Monday, December 3, 2012

Making Magic look Bad.

There are a lot of magicians that think its the bad magicians that make magic look bad. They blame the Tyro that has not perfected his routine before taking to the the street. The say things like most people only every see a live magician once in their life. Of course the same people that say that are also the same ones that say the reason no one wants to see them perform is that their target spectator has previously seen someone that was bad at magic which seems unlikely if the most people only ever see magic live once rule is true.

If you want to blame someone for making magic look bad how about network TV, the week that I placed this post in draft there were two TV shows that poked fun at those with a magic hobby. Not even snide little jabs these were full blown if you have a magic hobby you are a dork episodes. But I've rarely (read never) seen a post on a forum about how the portrayal of those with this hobby on television are bad for our image. It's all the clumsy amateurs fault.

The image of magicians is where it is today not from the bumbling of the amateur but from the popularity of the professional.
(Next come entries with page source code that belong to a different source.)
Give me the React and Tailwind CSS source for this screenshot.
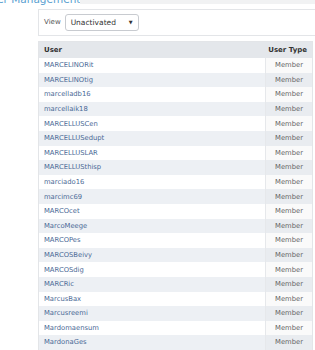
import React from "react";

const users = [
  "MARCELINORit", "MARCELINOtig", "marcelladb16", "marcellaik18", "MARCELLUSCen",
  "MARCELLUSedupt", "MARCELLUSLAR", "MARCELLUSthisp", "marciado16", "marcimc69",
  "MARCOcet", "MarcoMeege", "MARCOPes", "MARCOSBeivy", "MARCOSdig",
  "MARCRic", "MarcusBax", "Marcusreemi", "Mardomaensum", "MardonaGes",
];

export default function App() {
  return (
    <div className="w-[315px] h-[350px] overflow-hidden bg-white relative" style={{ fontFamily: '"DejaVu Sans", Verdana, sans-serif' }}>
      <div className="h-[4px] flex">
        <div className="ml-[-16px] mt-[-7px] text-[10.5px] leading-[12px] text-[#5a9fd0] whitespace-nowrap">User Management</div>
        <div className="flex-1 bg-[#f1f2f3]" />
      </div>
      <div className="ml-[38px] mt-[5px]">
        <div className="h-[27px] border-t border-b border-l border-[#e3e5e8] flex items-center pl-[5px] gap-[4px]">
          <span className="text-[7px] text-[#555]">View</span>
          <div className="w-[74px] h-[17px] border border-[#c8cbd0] rounded-[3px] flex items-center justify-between pl-[5px] pr-[5px]">
            <span className="text-[7.5px] text-[#333]">Unactivated</span>
            <span className="text-[5px] text-[#333]">▼</span>
          </div>
        </div>
        <div className="mt-[5px] w-[275px] border border-[#e3e5e8]">
          <div className="h-[16px] bg-[#e4e7eb] flex items-center text-[7px] font-bold text-[#333]">
            <div className="flex-1 pl-[5px]">User</div>
            <div className="w-[56px] text-right pr-[5px]">User Type</div>
          </div>
          {users.map((u, i) => (
            <div key={u} className={`h-[14.6px] flex items-center text-[6.8px] ${i % 2 === 1 ? "bg-[#edf0f4]" : "bg-white"}`}>
              <div className="flex-1 pl-[5px] text-[#4b6a96]">{u}</div>
              <div className={`w-[47px] h-full flex items-center justify-center text-[#666] border-l border-[#e6e8eb] ${i % 2 === 1 ? "bg-[#e9ecf0]" : "bg-[#fafafa]"}`}>Member</div>
            </div>
          ))}
        </div>
      </div>
    </div>
  );
}
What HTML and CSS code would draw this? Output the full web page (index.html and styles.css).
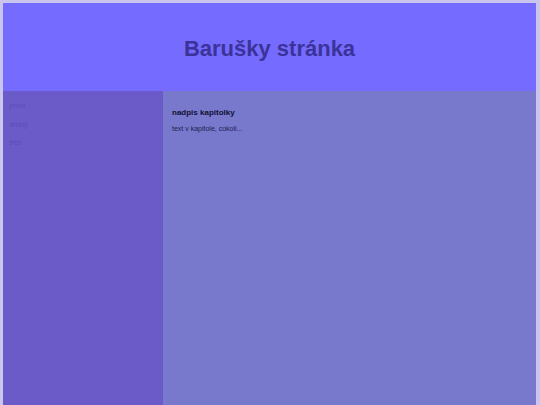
FILE: index.html
```html
<!DOCTYPE html>
<html lang="cs">
<head>
<meta charset="utf-8">
<title>Barušky stránka</title>
<link rel="stylesheet" href="styles.css">
</head>
<body>
<div class="page">
  <header class="header">
    <h1 class="title">Barušky stránka</h1>
  </header>
  <div class="main">
    <nav class="sidebar">
      <ul class="menu">
        <li class="menu-item">prvni</li>
        <li class="menu-item">druhý</li>
        <li class="menu-item">třetí</li>
      </ul>
    </nav>
    <section class="content">
      <h2 class="chapter-title">nadpis kapitolky</h2>
      <p class="chapter-text">text v kapitole, cokoli...</p>
    </section>
  </div>
</div>
</body>
</html>
```

FILE: styles.css
```css
html, body {
  margin: 0;
  padding: 0;
  height: 100%;
}
body {
  background: #c9c5ee;
  font-family: "Liberation Sans", Arial, sans-serif;
}
.page {
  margin: 3px 4px 0 3px;
  height: calc(100% - 3px);
  display: flex;
  flex-direction: column;
}
.header {
  height: 88px;
  background: #756bff;
  display: flex;
  align-items: center;
  justify-content: center;
}
.title {
  margin: 0;
  font-size: 22px;
  font-weight: bold;
  color: #3b3399;
  line-height: 26px;
  padding-top: 4px;
}
.main {
  flex: 1;
  display: flex;
}
.sidebar {
  width: 160px;
  background: #6b5bc9;
}
.menu {
  list-style: none;
  margin: 0;
  padding: 6px 0 0 6px;
}
.menu-item {
  font-size: 7.5px;
  line-height: 18.5px;
  color: #5a4cb8;
}
.content {
  flex: 1;
  background: #7878cc;
  padding: 16px 9px 0 9px;
}
.chapter-title {
  margin: 0 0 4px 0;
  font-size: 8px;
  line-height: 12px;
  font-weight: bold;
  color: #111133;
}
.chapter-text {
  margin: 0;
  font-size: 7px;
  line-height: 12px;
  color: #222255;
}
```
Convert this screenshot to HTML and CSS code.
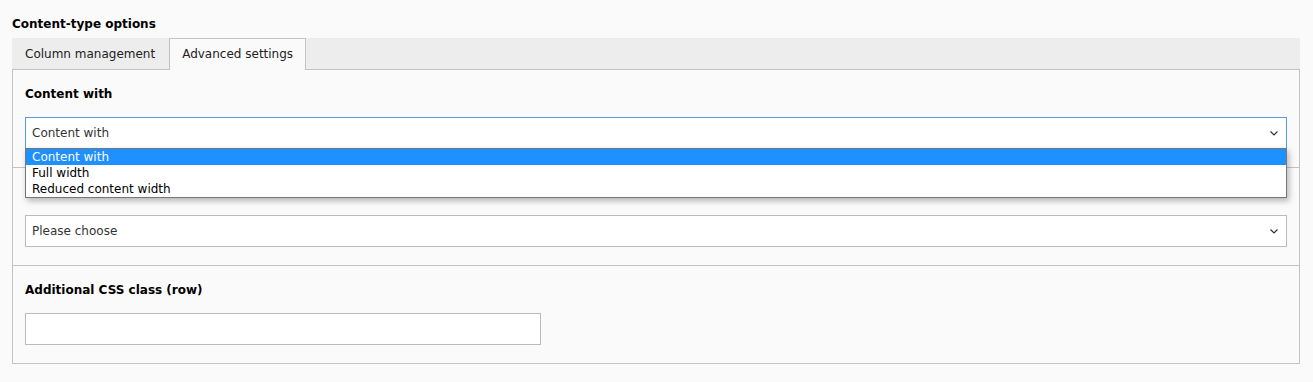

I recently saw footage of Harry Blackstone Sr performing  he was doing effects like they were bullet in a machine gun pow, pow, pow, pow. And the bouquet from nowhere may be mystical the first time but it's just a silly trick when you do over ten times in rapid succession. And think of how many magicians perform like that trick after trick after trick. Even the stage magician with the super illusions it's just one impossible thing after another and at this point there's very little mystery to a lot of it. It's visually appealing but it's not like the audience doesn't have a idea where the half naked lady was hiding. It's what Robert Neal would call distractive magic, it does little more than offer a distraction from the everyday humdrum. I'm not trying to put down that sort of entertainment, people enjoy it they wouldn't keep buying tickets. I'm just saying it doesn't really help the image of magic.